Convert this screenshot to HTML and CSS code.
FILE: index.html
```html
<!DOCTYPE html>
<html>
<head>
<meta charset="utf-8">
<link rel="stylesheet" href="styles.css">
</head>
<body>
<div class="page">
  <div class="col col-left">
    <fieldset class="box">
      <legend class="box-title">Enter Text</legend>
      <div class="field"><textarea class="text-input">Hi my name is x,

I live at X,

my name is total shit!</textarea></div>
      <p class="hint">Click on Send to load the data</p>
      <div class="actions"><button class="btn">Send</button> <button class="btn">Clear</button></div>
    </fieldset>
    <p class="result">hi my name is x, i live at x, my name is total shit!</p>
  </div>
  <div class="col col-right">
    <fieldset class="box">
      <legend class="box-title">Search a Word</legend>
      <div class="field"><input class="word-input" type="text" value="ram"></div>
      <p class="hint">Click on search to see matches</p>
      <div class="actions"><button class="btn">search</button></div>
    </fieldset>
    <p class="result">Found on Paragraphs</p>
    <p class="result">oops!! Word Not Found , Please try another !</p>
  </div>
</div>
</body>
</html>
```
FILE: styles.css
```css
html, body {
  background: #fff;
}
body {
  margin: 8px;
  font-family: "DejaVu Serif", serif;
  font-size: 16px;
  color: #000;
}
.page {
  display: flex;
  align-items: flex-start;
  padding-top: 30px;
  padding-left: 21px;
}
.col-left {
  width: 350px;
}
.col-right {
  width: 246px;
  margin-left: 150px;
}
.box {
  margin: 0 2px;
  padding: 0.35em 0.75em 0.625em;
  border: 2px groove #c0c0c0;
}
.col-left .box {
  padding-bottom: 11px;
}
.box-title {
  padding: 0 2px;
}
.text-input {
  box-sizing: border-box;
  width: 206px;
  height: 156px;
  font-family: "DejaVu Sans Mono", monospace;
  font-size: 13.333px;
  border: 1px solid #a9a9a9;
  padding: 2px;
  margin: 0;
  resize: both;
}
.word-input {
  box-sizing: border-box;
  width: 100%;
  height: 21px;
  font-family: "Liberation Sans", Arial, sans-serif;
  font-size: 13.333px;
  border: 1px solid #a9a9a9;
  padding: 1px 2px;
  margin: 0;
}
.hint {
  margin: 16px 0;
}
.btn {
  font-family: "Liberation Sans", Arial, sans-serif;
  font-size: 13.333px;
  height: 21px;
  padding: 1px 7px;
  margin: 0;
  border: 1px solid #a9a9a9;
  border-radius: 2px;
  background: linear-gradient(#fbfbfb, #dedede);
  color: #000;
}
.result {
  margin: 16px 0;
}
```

...

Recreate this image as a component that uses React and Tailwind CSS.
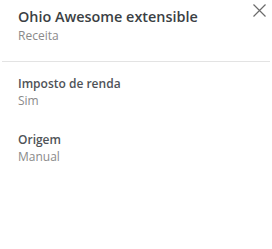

==

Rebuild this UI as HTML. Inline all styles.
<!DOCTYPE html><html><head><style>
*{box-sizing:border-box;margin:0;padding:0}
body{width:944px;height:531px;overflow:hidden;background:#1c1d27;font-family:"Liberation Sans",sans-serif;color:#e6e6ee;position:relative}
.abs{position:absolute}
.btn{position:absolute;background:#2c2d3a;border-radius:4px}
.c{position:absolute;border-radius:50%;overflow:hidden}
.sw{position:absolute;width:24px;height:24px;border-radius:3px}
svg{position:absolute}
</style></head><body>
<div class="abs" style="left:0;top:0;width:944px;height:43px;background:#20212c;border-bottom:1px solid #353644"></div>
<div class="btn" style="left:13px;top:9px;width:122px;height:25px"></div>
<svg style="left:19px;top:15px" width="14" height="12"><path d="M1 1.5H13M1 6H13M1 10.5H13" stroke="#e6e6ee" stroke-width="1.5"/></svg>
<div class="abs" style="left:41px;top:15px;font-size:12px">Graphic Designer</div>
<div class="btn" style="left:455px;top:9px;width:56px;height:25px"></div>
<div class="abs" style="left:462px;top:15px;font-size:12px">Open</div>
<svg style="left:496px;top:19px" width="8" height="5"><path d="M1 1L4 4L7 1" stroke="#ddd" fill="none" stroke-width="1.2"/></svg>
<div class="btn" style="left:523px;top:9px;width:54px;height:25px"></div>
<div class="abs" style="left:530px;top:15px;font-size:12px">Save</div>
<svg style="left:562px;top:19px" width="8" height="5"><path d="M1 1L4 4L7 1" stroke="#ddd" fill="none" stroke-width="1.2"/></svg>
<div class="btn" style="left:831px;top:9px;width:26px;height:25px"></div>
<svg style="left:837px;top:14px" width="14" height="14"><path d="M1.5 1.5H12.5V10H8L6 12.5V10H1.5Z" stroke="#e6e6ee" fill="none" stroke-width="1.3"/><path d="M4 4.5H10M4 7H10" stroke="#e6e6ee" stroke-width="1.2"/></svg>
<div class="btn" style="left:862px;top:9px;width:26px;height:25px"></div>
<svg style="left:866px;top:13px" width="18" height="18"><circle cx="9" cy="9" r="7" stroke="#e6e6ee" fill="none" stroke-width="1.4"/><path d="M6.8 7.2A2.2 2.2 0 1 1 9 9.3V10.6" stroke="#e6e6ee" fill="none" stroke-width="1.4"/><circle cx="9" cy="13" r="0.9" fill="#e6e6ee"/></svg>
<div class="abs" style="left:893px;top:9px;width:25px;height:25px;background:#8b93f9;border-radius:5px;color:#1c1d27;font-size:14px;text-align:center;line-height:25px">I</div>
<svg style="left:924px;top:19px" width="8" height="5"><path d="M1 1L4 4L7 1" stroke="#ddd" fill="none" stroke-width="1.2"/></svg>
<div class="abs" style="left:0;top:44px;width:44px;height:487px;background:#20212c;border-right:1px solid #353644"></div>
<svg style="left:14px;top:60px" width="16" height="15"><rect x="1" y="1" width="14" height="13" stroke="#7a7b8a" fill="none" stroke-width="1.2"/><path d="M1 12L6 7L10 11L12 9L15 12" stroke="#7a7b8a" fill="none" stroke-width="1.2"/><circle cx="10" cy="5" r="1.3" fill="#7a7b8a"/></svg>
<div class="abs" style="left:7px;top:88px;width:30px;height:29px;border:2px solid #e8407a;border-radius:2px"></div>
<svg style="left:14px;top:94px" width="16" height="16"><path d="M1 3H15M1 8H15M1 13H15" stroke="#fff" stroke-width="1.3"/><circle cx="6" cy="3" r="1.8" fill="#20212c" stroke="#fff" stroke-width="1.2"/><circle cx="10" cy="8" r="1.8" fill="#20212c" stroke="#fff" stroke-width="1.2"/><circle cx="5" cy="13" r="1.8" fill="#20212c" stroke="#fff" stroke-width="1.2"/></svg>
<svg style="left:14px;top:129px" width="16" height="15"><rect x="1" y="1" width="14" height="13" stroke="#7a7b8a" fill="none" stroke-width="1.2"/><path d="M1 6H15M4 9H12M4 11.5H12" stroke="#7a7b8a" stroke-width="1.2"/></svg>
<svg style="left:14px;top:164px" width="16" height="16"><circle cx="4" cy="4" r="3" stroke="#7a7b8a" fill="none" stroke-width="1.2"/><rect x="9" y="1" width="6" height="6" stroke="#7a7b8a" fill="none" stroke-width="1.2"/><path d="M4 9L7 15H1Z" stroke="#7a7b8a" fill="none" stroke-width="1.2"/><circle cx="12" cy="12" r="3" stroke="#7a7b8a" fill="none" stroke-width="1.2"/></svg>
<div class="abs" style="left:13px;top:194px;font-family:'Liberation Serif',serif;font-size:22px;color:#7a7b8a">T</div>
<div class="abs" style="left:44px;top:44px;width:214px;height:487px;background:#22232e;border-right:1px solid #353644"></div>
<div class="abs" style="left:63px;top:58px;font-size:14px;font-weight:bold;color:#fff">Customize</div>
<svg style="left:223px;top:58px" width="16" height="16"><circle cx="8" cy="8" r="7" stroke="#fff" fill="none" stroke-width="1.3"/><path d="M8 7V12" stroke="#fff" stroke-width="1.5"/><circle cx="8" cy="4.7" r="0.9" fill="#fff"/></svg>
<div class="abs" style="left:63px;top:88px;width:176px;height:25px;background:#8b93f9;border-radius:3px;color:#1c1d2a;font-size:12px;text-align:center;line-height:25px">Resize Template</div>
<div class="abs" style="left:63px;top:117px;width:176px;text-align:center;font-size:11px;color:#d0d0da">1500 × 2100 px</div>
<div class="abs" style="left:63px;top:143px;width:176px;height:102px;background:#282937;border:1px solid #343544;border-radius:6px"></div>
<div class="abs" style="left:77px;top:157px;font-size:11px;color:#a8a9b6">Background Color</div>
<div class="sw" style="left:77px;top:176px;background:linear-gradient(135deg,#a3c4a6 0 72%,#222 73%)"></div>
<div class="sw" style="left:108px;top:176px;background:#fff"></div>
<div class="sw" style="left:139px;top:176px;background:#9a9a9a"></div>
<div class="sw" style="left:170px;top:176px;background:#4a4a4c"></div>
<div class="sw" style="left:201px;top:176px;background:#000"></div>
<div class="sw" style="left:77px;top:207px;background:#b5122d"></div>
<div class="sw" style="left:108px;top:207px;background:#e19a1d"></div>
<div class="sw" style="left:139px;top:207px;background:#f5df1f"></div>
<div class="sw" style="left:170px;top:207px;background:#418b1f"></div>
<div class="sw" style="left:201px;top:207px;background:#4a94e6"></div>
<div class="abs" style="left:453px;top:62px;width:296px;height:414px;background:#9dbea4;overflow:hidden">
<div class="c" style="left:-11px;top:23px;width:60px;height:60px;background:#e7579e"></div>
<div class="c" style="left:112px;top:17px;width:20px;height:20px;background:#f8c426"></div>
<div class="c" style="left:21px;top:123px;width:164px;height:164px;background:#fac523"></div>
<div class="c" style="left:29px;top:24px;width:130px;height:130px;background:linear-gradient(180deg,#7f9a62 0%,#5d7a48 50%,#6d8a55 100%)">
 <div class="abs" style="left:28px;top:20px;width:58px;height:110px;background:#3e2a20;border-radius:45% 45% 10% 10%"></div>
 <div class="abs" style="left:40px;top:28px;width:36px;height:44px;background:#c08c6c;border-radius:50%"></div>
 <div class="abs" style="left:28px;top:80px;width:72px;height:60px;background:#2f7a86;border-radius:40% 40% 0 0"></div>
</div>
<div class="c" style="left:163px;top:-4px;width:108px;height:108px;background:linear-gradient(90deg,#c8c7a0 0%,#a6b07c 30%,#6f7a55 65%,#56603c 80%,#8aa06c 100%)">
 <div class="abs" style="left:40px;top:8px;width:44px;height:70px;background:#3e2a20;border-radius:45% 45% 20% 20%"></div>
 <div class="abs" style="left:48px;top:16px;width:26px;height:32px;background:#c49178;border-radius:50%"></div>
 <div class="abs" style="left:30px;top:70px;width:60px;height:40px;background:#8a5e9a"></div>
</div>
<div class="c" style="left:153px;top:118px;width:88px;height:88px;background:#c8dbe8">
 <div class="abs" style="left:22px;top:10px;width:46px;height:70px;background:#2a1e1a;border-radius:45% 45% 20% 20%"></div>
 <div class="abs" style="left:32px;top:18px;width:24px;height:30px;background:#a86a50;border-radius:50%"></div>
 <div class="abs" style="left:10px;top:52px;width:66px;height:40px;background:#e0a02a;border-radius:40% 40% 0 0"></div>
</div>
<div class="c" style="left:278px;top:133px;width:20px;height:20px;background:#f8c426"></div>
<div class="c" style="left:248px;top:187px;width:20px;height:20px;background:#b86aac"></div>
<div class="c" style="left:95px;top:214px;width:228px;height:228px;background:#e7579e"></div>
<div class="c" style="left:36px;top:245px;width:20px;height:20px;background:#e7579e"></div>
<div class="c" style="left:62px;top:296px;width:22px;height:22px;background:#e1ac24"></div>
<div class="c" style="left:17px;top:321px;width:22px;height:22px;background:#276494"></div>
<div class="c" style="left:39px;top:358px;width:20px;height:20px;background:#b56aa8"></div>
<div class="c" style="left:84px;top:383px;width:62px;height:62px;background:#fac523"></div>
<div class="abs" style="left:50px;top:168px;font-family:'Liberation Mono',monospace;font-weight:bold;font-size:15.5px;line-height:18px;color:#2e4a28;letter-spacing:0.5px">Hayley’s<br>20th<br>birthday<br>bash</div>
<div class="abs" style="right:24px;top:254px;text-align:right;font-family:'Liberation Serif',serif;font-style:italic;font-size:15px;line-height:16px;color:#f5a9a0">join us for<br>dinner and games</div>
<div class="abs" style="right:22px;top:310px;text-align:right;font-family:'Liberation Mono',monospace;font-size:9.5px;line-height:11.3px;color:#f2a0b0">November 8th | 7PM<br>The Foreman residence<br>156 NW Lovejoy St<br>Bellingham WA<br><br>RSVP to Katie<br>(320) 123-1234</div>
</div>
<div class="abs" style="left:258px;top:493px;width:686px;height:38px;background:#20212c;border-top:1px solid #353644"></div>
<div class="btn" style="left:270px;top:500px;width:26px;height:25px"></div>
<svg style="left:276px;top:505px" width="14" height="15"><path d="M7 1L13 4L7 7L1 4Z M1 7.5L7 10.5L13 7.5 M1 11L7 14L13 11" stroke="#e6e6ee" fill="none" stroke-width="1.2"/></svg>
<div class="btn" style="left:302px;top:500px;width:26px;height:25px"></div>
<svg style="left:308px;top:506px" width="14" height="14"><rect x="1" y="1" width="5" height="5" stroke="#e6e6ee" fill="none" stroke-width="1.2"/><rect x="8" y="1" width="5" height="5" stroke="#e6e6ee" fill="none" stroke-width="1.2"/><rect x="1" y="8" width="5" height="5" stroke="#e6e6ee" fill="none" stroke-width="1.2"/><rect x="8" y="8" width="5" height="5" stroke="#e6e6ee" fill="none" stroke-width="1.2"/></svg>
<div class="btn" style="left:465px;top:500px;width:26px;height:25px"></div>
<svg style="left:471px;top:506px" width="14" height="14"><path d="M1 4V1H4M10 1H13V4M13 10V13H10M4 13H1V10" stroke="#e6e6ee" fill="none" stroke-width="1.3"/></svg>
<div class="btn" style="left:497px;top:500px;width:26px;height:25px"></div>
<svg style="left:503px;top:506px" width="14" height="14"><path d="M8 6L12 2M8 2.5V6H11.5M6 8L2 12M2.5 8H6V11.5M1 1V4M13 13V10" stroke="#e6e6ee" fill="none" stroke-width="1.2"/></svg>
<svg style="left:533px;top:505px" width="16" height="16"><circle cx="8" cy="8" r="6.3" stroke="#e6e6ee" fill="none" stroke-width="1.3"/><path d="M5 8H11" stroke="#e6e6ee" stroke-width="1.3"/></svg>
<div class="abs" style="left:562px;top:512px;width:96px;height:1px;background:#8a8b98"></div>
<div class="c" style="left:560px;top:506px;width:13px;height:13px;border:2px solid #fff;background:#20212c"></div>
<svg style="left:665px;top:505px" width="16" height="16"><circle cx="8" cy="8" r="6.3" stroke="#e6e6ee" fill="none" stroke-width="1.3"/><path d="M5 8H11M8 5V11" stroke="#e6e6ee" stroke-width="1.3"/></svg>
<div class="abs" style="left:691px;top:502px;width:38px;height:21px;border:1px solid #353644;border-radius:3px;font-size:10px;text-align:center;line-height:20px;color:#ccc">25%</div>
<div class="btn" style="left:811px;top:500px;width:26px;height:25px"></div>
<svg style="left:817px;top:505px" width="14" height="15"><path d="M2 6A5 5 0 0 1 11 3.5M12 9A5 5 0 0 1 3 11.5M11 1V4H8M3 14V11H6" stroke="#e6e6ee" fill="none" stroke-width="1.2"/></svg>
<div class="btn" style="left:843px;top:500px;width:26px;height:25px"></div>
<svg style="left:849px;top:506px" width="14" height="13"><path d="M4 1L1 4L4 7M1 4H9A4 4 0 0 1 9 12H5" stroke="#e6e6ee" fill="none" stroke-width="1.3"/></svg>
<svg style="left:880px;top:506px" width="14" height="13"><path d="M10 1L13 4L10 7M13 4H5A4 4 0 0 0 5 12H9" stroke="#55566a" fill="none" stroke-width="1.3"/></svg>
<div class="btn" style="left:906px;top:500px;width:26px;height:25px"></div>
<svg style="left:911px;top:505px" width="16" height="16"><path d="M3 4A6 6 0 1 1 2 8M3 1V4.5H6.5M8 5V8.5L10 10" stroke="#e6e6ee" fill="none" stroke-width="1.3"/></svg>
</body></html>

EXERCISE —
Show every line in the entries where the string "styles" occurs.

SOLUTION BELOW —
<link rel="stylesheet" href="styles.css">
FILE: styles.css
Rebuild this UI as HTML. Inline all styles.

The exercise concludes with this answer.